Il en résulte tout à la fois la démonstration d'une certaine stabilité entre 2008 et 2012 (chiffres d'affaires sur 12 mois de 218 355 , de 244 726 , de 211 714 , de 232 024 pour ces quatre années), puis d'une baisse importante et continue à partir de 2013 (180 528 en 2013, 178 801 en 2014, 139 683 en 2015), à rapprocher de la politique de rabais agressive pratiquée par la société Fichier Online, comme en témoignent les publicités versées aux débats.
Au total, sur les trois dernières années, selon des calculs certifiés par le commissaire aux comptes de la société, la baisse de chiffres d'affaires a été de 92 341 euros HT.
Aucune pièce ne justifie du taux de marge, sachant toutefois que le coût des mises à jour annuelles est évalué par la société Les Editions de Chabassol à la somme de 77 000 environ.
Ces éléments justifient que l'indemnisation du préjudice de l'intimée soit fixée à la somme de 60 000 euros.
Dès lors, le jugement est infirmé en ce qu'il a fixé à la somme de 30 000 euros le montant des dommages et intérêts et la société Fichier Online est condamnée à ce titre au paiement de la somme de 60 000 euros à titre de dommages et intérêts.
Sur les dépens et les frais irrépétibles :
La société Fichier Online, qui succombe, supportera la charge des dépens d'appel et paiera à la société Les Editions de Chabassol la somme de 6 000 euros sur le fondement des dispositions de l'article 700 du Code de procédure civile.
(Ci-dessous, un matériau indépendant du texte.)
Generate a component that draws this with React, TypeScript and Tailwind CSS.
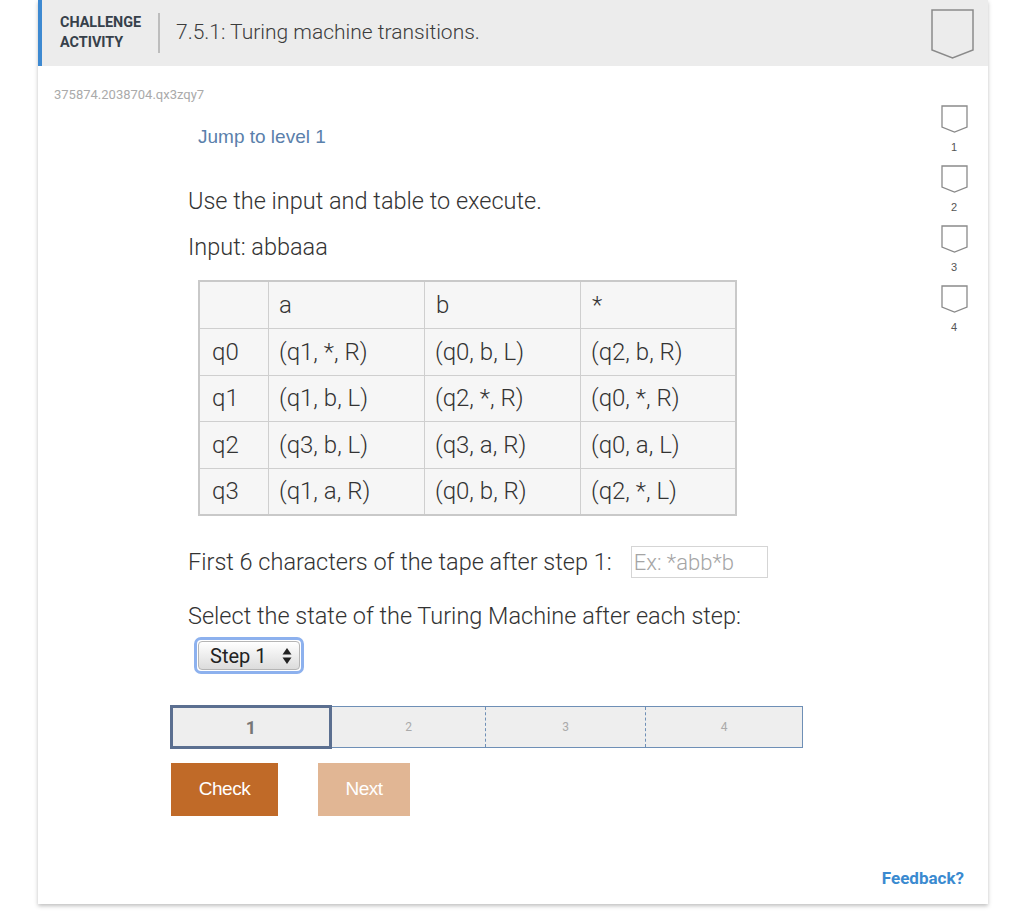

Par ces motifs, LA COUR, Infirme le jugement déféré quant au montant des dommages et intérêts alloués à la société Les Editions de Chabassol. Statuant à nouveau : Condamne la SARL Fichier Online à payer à la SAS Les Editions de Chabassol la somme de 60 000 euros de dommages et intérêts. Confirme pour le solde le jugement déféré, sauf à faire mention du présent arrêt et/ou du jugement déféré dans les publications. Déboute les parties du surplus de leurs prétentions. Condamne la SARL Fichier Online aux dépens d'appel. Condamne la SARL Fichier Online à payer à la société Les Editions de Chabassol la somme de 6 000 euros sur le fondement des dispositions de l'article 700 du Code de procédure civile.